TASK BRIEF: Quote the listing below in full and exactly as written, but omit every picture.

DATA SEGMENT:

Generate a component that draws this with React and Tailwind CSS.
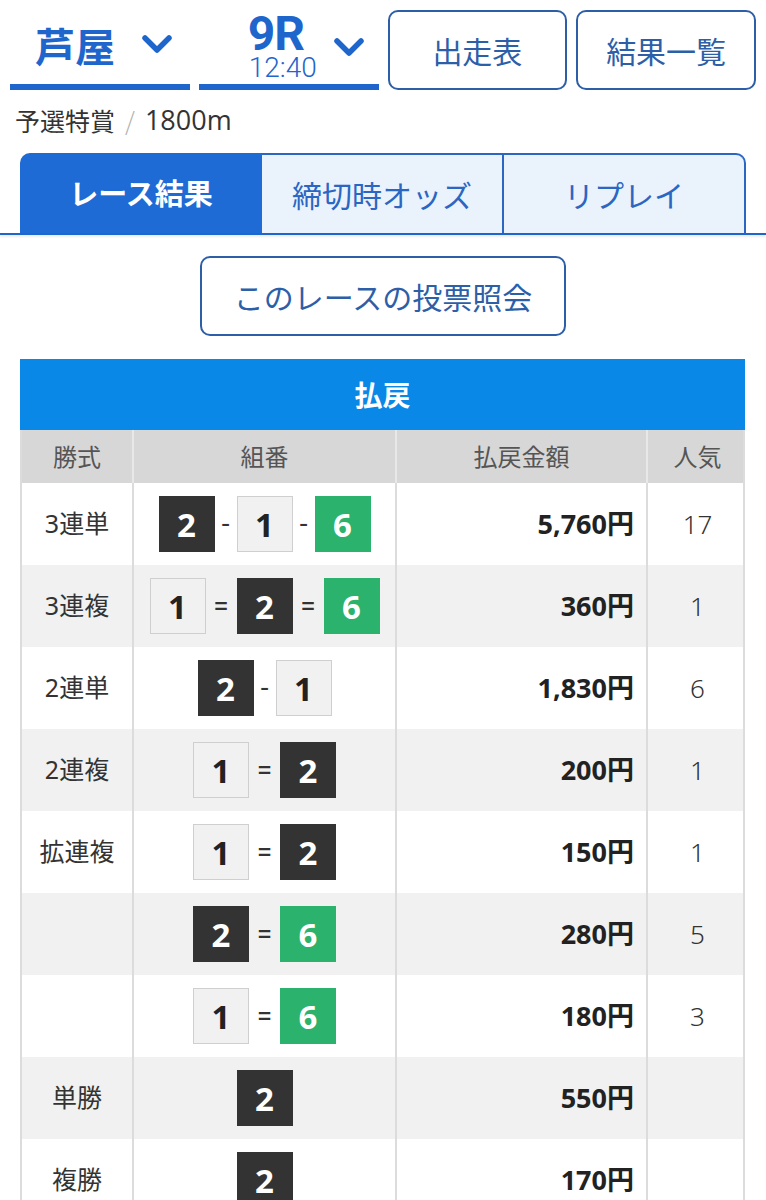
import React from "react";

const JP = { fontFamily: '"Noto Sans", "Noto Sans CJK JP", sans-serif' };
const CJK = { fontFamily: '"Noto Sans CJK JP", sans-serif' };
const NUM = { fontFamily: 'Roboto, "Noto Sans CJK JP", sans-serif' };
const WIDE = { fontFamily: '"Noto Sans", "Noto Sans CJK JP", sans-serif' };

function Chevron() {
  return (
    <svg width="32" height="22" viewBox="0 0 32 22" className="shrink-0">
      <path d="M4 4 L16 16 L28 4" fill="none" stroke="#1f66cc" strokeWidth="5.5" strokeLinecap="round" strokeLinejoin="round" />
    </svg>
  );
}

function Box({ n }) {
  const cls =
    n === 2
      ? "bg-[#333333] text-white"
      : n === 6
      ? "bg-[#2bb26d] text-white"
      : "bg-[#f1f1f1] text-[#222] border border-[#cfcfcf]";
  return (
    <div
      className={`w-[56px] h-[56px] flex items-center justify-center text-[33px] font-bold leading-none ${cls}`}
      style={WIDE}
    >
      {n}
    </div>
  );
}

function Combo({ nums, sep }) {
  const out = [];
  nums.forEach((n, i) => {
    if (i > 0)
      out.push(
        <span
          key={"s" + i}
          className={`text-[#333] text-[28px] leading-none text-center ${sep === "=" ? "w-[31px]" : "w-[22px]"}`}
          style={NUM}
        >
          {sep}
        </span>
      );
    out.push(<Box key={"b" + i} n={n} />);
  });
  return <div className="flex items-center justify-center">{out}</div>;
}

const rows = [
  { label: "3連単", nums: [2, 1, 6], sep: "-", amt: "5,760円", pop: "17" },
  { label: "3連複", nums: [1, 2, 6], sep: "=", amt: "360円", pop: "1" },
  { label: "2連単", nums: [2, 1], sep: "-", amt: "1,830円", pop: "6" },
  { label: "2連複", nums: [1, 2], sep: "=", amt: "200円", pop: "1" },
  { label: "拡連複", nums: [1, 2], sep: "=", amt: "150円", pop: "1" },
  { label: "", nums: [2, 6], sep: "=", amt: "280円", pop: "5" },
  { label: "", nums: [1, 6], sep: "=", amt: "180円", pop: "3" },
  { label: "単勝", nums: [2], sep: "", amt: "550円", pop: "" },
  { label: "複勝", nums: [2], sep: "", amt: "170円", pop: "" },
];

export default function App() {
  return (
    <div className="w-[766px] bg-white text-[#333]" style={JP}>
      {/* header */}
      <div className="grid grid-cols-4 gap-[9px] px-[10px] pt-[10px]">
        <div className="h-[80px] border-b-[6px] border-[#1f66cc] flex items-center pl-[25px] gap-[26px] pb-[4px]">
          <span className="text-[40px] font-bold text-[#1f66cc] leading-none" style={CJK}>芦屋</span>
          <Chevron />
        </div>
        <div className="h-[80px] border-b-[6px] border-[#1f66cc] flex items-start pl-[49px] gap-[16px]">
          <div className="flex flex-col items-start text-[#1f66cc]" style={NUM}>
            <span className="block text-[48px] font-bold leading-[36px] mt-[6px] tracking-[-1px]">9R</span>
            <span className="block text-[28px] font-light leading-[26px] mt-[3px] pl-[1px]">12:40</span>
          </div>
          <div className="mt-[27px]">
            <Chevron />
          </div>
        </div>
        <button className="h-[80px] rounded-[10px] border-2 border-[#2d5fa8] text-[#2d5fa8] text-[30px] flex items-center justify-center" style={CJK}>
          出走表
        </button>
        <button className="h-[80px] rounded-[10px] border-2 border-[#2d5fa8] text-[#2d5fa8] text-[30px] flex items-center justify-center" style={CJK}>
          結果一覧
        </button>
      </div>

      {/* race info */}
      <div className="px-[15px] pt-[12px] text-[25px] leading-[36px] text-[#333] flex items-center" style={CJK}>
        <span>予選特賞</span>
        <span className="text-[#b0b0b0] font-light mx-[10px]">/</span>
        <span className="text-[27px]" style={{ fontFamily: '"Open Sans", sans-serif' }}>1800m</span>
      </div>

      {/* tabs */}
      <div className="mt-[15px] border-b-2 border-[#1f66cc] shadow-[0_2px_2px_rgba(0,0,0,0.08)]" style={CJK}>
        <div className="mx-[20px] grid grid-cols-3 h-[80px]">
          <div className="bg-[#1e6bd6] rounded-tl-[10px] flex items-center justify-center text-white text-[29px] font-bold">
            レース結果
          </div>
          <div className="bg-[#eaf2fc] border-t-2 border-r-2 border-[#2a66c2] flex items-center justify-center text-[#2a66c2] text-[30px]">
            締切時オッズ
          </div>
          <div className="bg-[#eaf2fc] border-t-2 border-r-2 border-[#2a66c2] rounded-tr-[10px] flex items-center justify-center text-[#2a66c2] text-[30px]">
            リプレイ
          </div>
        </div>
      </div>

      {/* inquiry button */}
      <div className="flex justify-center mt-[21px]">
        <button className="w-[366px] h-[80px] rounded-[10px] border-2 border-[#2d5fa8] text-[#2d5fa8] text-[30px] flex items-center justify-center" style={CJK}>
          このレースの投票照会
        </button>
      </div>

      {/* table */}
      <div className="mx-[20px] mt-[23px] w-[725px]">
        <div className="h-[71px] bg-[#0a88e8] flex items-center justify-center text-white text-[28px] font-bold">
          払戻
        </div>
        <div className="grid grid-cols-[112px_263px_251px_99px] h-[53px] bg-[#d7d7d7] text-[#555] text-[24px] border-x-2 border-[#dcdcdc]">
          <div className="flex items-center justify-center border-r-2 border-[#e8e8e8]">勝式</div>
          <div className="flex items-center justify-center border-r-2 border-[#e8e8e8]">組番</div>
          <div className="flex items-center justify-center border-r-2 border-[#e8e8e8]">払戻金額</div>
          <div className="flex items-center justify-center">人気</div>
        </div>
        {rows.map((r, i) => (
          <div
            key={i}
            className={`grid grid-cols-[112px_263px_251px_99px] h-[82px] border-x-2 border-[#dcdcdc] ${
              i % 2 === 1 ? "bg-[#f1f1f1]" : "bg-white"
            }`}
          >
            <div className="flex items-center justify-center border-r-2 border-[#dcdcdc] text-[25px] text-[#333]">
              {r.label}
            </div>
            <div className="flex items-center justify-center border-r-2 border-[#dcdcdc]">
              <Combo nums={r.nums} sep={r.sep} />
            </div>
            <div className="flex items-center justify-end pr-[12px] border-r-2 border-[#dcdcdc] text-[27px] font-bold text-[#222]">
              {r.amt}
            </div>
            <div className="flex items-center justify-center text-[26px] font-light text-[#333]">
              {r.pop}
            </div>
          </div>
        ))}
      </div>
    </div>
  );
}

WRITTEN ANSWER:
Generate a component that draws this with React and Tailwind CSS.
import React from "react";

const JP = { fontFamily: '"Noto Sans", "Noto Sans CJK JP", sans-serif' };
const CJK = { fontFamily: '"Noto Sans CJK JP", sans-serif' };
const NUM = { fontFamily: 'Roboto, "Noto Sans CJK JP", sans-serif' };
const WIDE = { fontFamily: '"Noto Sans", "Noto Sans CJK JP", sans-serif' };

function Chevron() {
  return (
    <svg width="32" height="22" viewBox="0 0 32 22" className="shrink-0">
      <path d="M4 4 L16 16 L28 4" fill="none" stroke="#1f66cc" strokeWidth="5.5" strokeLinecap="round" strokeLinejoin="round" />
    </svg>
  );
}

function Box({ n }) {
  const cls =
    n === 2
      ? "bg-[#333333] text-white"
      : n === 6
      ? "bg-[#2bb26d] text-white"
      : "bg-[#f1f1f1] text-[#222] border border-[#cfcfcf]";
  return (
    <div
      className={`w-[56px] h-[56px] flex items-center justify-center text-[33px] font-bold leading-none ${cls}`}
      style={WIDE}
    >
      {n}
    </div>
  );
}

function Combo({ nums, sep }) {
  const out = [];
  nums.forEach((n, i) => {
    if (i > 0)
      out.push(
        <span
          key={"s" + i}
          className={`text-[#333] text-[28px] leading-none text-center ${sep === "=" ? "w-[31px]" : "w-[22px]"}`}
          style={NUM}
        >
          {sep}
        </span>
      );
    out.push(<Box key={"b" + i} n={n} />);
  });
  return <div className="flex items-center justify-center">{out}</div>;
}

const rows = [
  { label: "3連単", nums: [2, 1, 6], sep: "-", amt: "5,760円", pop: "17" },
  { label: "3連複", nums: [1, 2, 6], sep: "=", amt: "360円", pop: "1" },
  { label: "2連単", nums: [2, 1], sep: "-", amt: "1,830円", pop: "6" },
  { label: "2連複", nums: [1, 2], sep: "=", amt: "200円", pop: "1" },
  { label: "拡連複", nums: [1, 2], sep: "=", amt: "150円", pop: "1" },
  { label: "", nums: [2, 6], sep: "=", amt: "280円", pop: "5" },
  { label: "", nums: [1, 6], sep: "=", amt: "180円", pop: "3" },
  { label: "単勝", nums: [2], sep: "", amt: "550円", pop: "" },
  { label: "複勝", nums: [2], sep: "", amt: "170円", pop: "" },
];

export default function App() {
  return (
    <div className="w-[766px] bg-white text-[#333]" style={JP}>
      {/* header */}
      <div className="grid grid-cols-4 gap-[9px] px-[10px] pt-[10px]">
        <div className="h-[80px] border-b-[6px] border-[#1f66cc] flex items-center pl-[25px] gap-[26px] pb-[4px]">
          <span className="text-[40px] font-bold text-[#1f66cc] leading-none" style={CJK}>芦屋</span>
          <Chevron />
        </div>
        <div className="h-[80px] border-b-[6px] border-[#1f66cc] flex items-start pl-[49px] gap-[16px]">
          <div className="flex flex-col items-start text-[#1f66cc]" style={NUM}>
            <span className="block text-[48px] font-bold leading-[36px] mt-[6px] tracking-[-1px]">9R</span>
            <span className="block text-[28px] font-light leading-[26px] mt-[3px] pl-[1px]">12:40</span>
          </div>
          <div className="mt-[27px]">
            <Chevron />
          </div>
        </div>
        <button className="h-[80px] rounded-[10px] border-2 border-[#2d5fa8] text-[#2d5fa8] text-[30px] flex items-center justify-center" style={CJK}>
          出走表
        </button>
        <button className="h-[80px] rounded-[10px] border-2 border-[#2d5fa8] text-[#2d5fa8] text-[30px] flex items-center justify-center" style={CJK}>
          結果一覧
        </button>
      </div>

      {/* race info */}
      <div className="px-[15px] pt-[12px] text-[25px] leading-[36px] text-[#333] flex items-center" style={CJK}>
        <span>予選特賞</span>
        <span className="text-[#b0b0b0] font-light mx-[10px]">/</span>
        <span className="text-[27px]" style={{ fontFamily: '"Open Sans", sans-serif' }}>1800m</span>
      </div>

      {/* tabs */}
      <div className="mt-[15px] border-b-2 border-[#1f66cc] shadow-[0_2px_2px_rgba(0,0,0,0.08)]" style={CJK}>
        <div className="mx-[20px] grid grid-cols-3 h-[80px]">
          <div className="bg-[#1e6bd6] rounded-tl-[10px] flex items-center justify-center text-white text-[29px] font-bold">
            レース結果
          </div>
          <div className="bg-[#eaf2fc] border-t-2 border-r-2 border-[#2a66c2] flex items-center justify-center text-[#2a66c2] text-[30px]">
            締切時オッズ
          </div>
          <div className="bg-[#eaf2fc] border-t-2 border-r-2 border-[#2a66c2] rounded-tr-[10px] flex items-center justify-center text-[#2a66c2] text-[30px]">
            リプレイ
          </div>
        </div>
      </div>

      {/* inquiry button */}
      <div className="flex justify-center mt-[21px]">
        <button className="w-[366px] h-[80px] rounded-[10px] border-2 border-[#2d5fa8] text-[#2d5fa8] text-[30px] flex items-center justify-center" style={CJK}>
          このレースの投票照会
        </button>
      </div>

      {/* table */}
      <div className="mx-[20px] mt-[23px] w-[725px]">
        <div className="h-[71px] bg-[#0a88e8] flex items-center justify-center text-white text-[28px] font-bold">
          払戻
        </div>
        <div className="grid grid-cols-[112px_263px_251px_99px] h-[53px] bg-[#d7d7d7] text-[#555] text-[24px] border-x-2 border-[#dcdcdc]">
          <div className="flex items-center justify-center border-r-2 border-[#e8e8e8]">勝式</div>
          <div className="flex items-center justify-center border-r-2 border-[#e8e8e8]">組番</div>
          <div className="flex items-center justify-center border-r-2 border-[#e8e8e8]">払戻金額</div>
          <div className="flex items-center justify-center">人気</div>
        </div>
        {rows.map((r, i) => (
          <div
            key={i}
            className={`grid grid-cols-[112px_263px_251px_99px] h-[82px] border-x-2 border-[#dcdcdc] ${
              i % 2 === 1 ? "bg-[#f1f1f1]" : "bg-white"
            }`}
          >
            <div className="flex items-center justify-center border-r-2 border-[#dcdcdc] text-[25px] text-[#333]">
              {r.label}
            </div>
            <div className="flex items-center justify-center border-r-2 border-[#dcdcdc]">
              <Combo nums={r.nums} sep={r.sep} />
            </div>
            <div className="flex items-center justify-end pr-[12px] border-r-2 border-[#dcdcdc] text-[27px] font-bold text-[#222]">
              {r.amt}
            </div>
            <div className="flex items-center justify-center text-[26px] font-light text-[#333]">
              {r.pop}
            </div>
          </div>
        ))}
      </div>
    </div>
  );
}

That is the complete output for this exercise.